South Sudan says rebel leader Riek Machar cannot rejoin its government after five years of civil war in remarks condemned by his rebel group as “intended to derail the peace process.”
On Friday, South Sudan’s Information Minister Michael Makuei Lueth offered to allow a rebel representative to join its government, but ruled out Machar, saying they had “had enough of him”.
"Machar cannot be part of government. We have had enough of him," Lueth said at a press conference in the Ethiopian capital, Addis Ababa.
However, he stressed that South Sudan's President Salva Kiir would hold another face-to-face meeting with his arch-rival and former vice president Machar next week.
Machar and Kiir met in Ethiopia on Wednesday for the first time in two years in an effort to negotiate an end to a five-year-old civil war.
The bloody civil war in South Sudan, the youngest country in Africa, began in December 2013, when the incumbent president accused his former deputy, Machar, of plotting a coup. The two sides have been involved in a cycle of retaliatory killings that have split the impoverished country along the ethnic lines. Tens of thousands have been killed and millions displaced in the conflict.

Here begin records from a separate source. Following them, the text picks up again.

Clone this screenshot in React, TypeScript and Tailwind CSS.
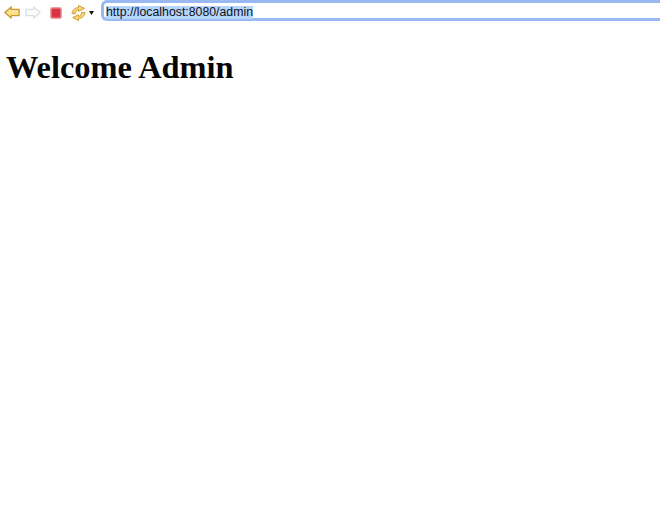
export default function App() {
  return (
    <div className="min-h-[517px] w-[660px] overflow-hidden bg-white">
      <div className="flex h-[25px] items-start pl-[4px]">
        <svg width="16" height="13" viewBox="0 0 16 13" className="mt-[6px] shrink-0">
          <path d="M0.9 6.5 L7.2 0.9 V3.4 H15.1 V9.6 H7.2 V12.1 Z" fill="#fbe08e" stroke="#c9982f" strokeWidth="1.3" strokeLinejoin="round" />
        </svg>
        <svg width="16" height="13" viewBox="0 0 16 13" className="ml-[5px] mt-[6px] shrink-0">
          <path d="M15.1 6.5 L8.8 0.9 V3.4 H0.9 V9.6 H8.8 V12.1 Z" fill="#fafbfc" stroke="#dcdfe3" strokeWidth="1.3" strokeLinejoin="round" />
        </svg>
        <svg width="12" height="12" viewBox="0 0 12 12" className="ml-[9px] mt-[7px] shrink-0">
          <rect x="0" y="0" width="12" height="12" rx="2" fill="#e9a3a6" />
          <rect x="1.5" y="1.5" width="9" height="9" rx="1" fill="#d8343f" />
        </svg>
        <svg width="15" height="16" viewBox="0 0 15 16" className="ml-[9px] mt-[5px] shrink-0">
          <path d="M1 8.6 C1.4 5 4.2 2.5 7.5 2.5 L7.5 0.5 L13.4 3.4 L7.5 6.3 L7.5 4.7 C6 4.7 4.8 5.8 4.3 8.6 Z" fill="#f8d47a" stroke="#c9962a" strokeWidth="0.9" strokeLinejoin="round" />
          <path d="M14 7.4 C13.6 11 10.8 13.5 7.5 13.5 L7.5 15.5 L1.6 12.6 L7.5 9.7 L7.5 11.3 C9 11.3 10.2 10.2 10.7 7.4 Z" fill="#f8d47a" stroke="#c9962a" strokeWidth="0.9" strokeLinejoin="round" />
        </svg>
        <svg width="5" height="4" viewBox="0 0 5 4" className="ml-[3px] mt-[11px] shrink-0">
          <path d="M0 0 H5 L2.5 4 Z" fill="#111111" />
        </svg>
        <div className="ml-[7px] flex h-[21px] min-w-0 flex-1 items-center rounded-l-[6px] border-y-[3px] border-l-[3px] border-[#9ab9f2] bg-white pl-[2px]">
          <span className="mt-[3px] bg-[#b4d5fe] font-['Liberation_Sans',sans-serif] text-[12.3px] leading-[13px] text-[#111111]">
            http://localhost:8080/admin
          </span>
        </div>
      </div>
      <h1 className="mt-[24px] pl-[6px] font-['Liberation_Serif',serif] text-[32.4px] leading-[36px] font-bold text-[#050505]">
        Welcome Admin
      </h1>
    </div>
  );
}
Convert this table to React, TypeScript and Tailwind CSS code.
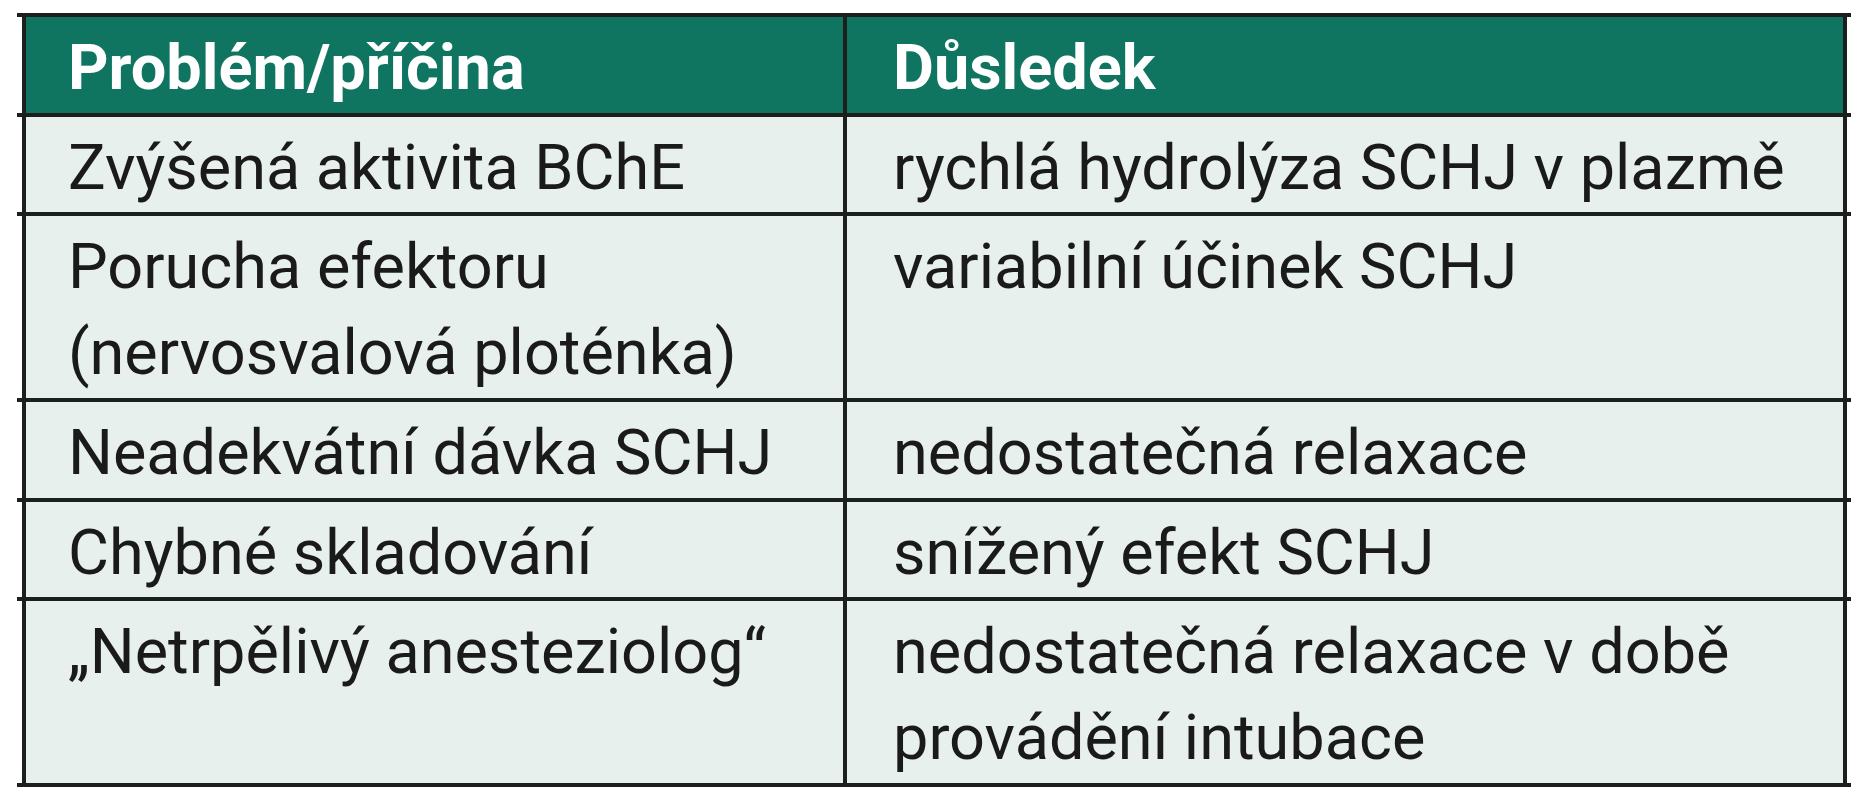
import React from "react";

const rows: { a: string[]; b: string[]; h: string }[] = [
  { a: ["Zvýšená aktivita BChE"], b: ["rychlá hydrolýza SCHJ v plazmě"], h: "h-[95px]" },
  { a: ["Porucha efektoru", "(nervosvalová ploténka)"], b: ["variabilní účinek SCHJ"], h: "h-[182px]" },
  { a: ["Neadekvátní dávka SCHJ"], b: ["nedostatečná relaxace"], h: "h-[96px]" },
  { a: ["Chybné skladování"], b: ["snížený efekt SCHJ"], h: "h-[95px]" },
  { a: ["„Netrpělivý anesteziolog“"], b: ["nedostatečná relaxace v době", "provádění intubace"], h: "h-[182px]" },
];

function Line() {
  return <div className="h-[4px] ml-[17px] w-[1834px] bg-[#1b201f]" />;
}

export default function App() {
  return (
    <div className="w-[1864px] h-[800px] bg-white pt-[13px] overflow-hidden" style={{ fontFamily: "Roboto, 'Liberation Sans', sans-serif" }}>
      <Line />
      <div className="ml-[22px] w-[1825px] h-[96px] flex border-x-4 border-[#1b201f] bg-[#0f7561] text-white font-bold text-[63px] leading-[86px]">
        <div className="w-[821px] border-r-4 border-[#1b201f] pl-[42px] pt-[8px]">Problém/příčina</div>
        <div className="flex-1 pl-[46px] pt-[8px]">Důsledek</div>
      </div>
      {rows.map((r, i) => (
        <React.Fragment key={i}>
          <Line />
          <div className={`ml-[22px] w-[1825px] ${r.h} flex border-x-4 border-[#1b201f] bg-[#e7f0ec] text-[#1a1a1a] text-[63px] leading-[86px]`}>
            <div className="w-[821px] border-r-4 border-[#1b201f] pl-[42px] pt-[8px]">
              {r.a.map((t, j) => (
                <div key={j} className="whitespace-nowrap">{t}</div>
              ))}
            </div>
            <div className="flex-1 pl-[46px] pt-[8px]">
              {r.b.map((t, j) => (
                <div key={j} className="whitespace-nowrap">{t}</div>
              ))}
            </div>
          </div>
        </React.Fragment>
      ))}
      <Line />
    </div>
  );
}
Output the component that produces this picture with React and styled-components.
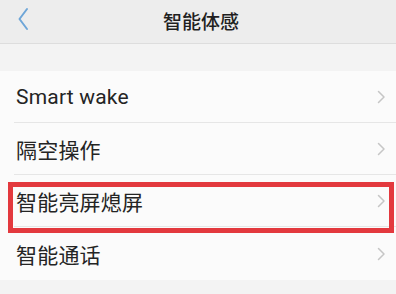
import React from 'react';
import styled, { createGlobalStyle } from 'styled-components';

const GlobalStyle = createGlobalStyle`
  html, body {
    margin: 0;
    padding: 0;
    background: #f3f3f3;
  }
  body {
    font-family: Roboto, "Noto Sans CJK SC", sans-serif;
    -webkit-font-smoothing: antialiased;
  }
`;

const items = [
  { label: 'Smart wake' },
  { label: '隔空操作' },
  { label: '智能亮屏熄屏', highlighted: true },
  { label: '智能通话' },
];

const BackIcon = () => (
  <svg width="12" height="24" viewBox="0 0 12 24" fill="none">
    <path d="M10 2 L2.5 12 L10 22" stroke="#6ea6d8" strokeWidth="2" strokeLinecap="round" strokeLinejoin="round" />
  </svg>
);

const ChevronIcon = () => (
  <svg width="9" height="14" viewBox="0 0 9 14" fill="none">
    <path d="M1.5 1.5 L7 7 L1.5 12.5" stroke="#c6c6c6" strokeWidth="1.5" strokeLinecap="round" strokeLinejoin="round" />
  </svg>
);

const App = () => {
  return (
    <>
      <GlobalStyle />
      <Page>
        <Header>
          <BackButton>
            <BackIcon />
          </BackButton>
          <Title>智能体感</Title>
        </Header>
        <List>
          {items.map((item, i) => (
            <Row key={item.label} $last={i === items.length - 1}>
              <Label>{item.label}</Label>
              <ChevronIcon />
              {item.highlighted && <Highlight />}
            </Row>
          ))}
        </List>
      </Page>
    </>
  );
};

const Page = styled('div')`
  display: flex;
  flex-direction: column;
  width: 396px;
  height: 294px;
  overflow: hidden;
  background: #f3f3f3;
`;

const Header = styled('div')`
  position: relative;
  display: flex;
  align-items: center;
  justify-content: center;
  height: 43px;
  background: #ededed;
  border-bottom: 1px solid #dddddd;
  flex-shrink: 0;
`;

const BackButton = styled('div')`
  position: absolute;
  left: 17px;
  top: 7px;
  display: flex;
`;

const Title = styled('div')`
  font-family: "Noto Sans CJK SC", sans-serif;
  font-size: 19px;
  font-weight: 500;
  color: #1f1f1f;
  margin-left: 6px;
  margin-top: -3px;
`;

const List = styled('div')`
  display: flex;
  flex-direction: column;
  margin-top: 27px;
  background: #fbfbfb;
`;

const Row = styled('div')`
  position: relative;
  display: flex;
  align-items: center;
  justify-content: space-between;
  height: 52px;
  padding: 0 10px 0 16px;
  box-sizing: border-box;

  &::after {
    content: '';
    display: ${(p) => (p.$last ? 'none' : 'block')};
    position: absolute;
    left: 14px;
    right: 0;
    bottom: 0;
    height: 1px;
    background: #e6e6e6;
  }

  &:last-child {
    height: 53px;
  }
`;

const Label = styled('div')`
  font-size: 21px;
  color: #242424;
  letter-spacing: 0.2px;
`;

const Highlight = styled('div')`
  position: absolute;
  left: 8px;
  right: 2px;
  top: 7px;
  height: 51px;
  box-sizing: border-box;
  border: 5px solid #e3393e;
  pointer-events: none;
  z-index: 2;
`;

export default App;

The United Nations and other bodies accuse all sides in the war of committing atrocities against civilians.
Machar's rebel group the Sudan People's Liberation Movement-in-Opposition (SPLM-IO) issued a statement criticizing Lueth’s remarks as highly immature. "This bad politics is from a known peace spoiler and is only intended to derail the peace process," it said.
The group on Thursday denounced current efforts by the eight-nation East African bloc of Intergovernmental Authority on Development (IGAD) to convene meetings to discuss peace, saying "workshops" will not stop the war and IGAD's overall model is "unrealistic".
Despite the mutual recriminations, Lueth said Kiir would meet Machar again next week in Sudan’s capital, Khartoum.
"Preparations are afoot to give a new impetus to this new round of talks and ensure a successful outcome," Sudan's Foreign Affairs Ministry said in a statement, noting that the talks would be convened by Sudanese President Omar al-Bashir.
On May 31, the United Nations Security Council adopted a resolution that would renew some sanctions on South Sudan through mid-July. It also threatens travel bans and asset freezes on six South Sudanese leaders if the country’s conflict does not stop by June 30.
Minister Lueth said Machar's group was emboldened by sanctions against the Juba government, saying the international community should levy measures against the rebels too.
Before arriving in Addis Ababa this week, Machar had been under house arrest in South Africa since 2016.
Machar’s spokesman said the rebel leader would travel to Khartoum on Sunday to attend the meeting convened by Sudan, a member of IGAD.
"Riek Machar will be going to Khartoum ... to attend a face to face meeting with Salva Kiir," Mananwa Peter Gatluok said by phone from Addis Ababa on Friday.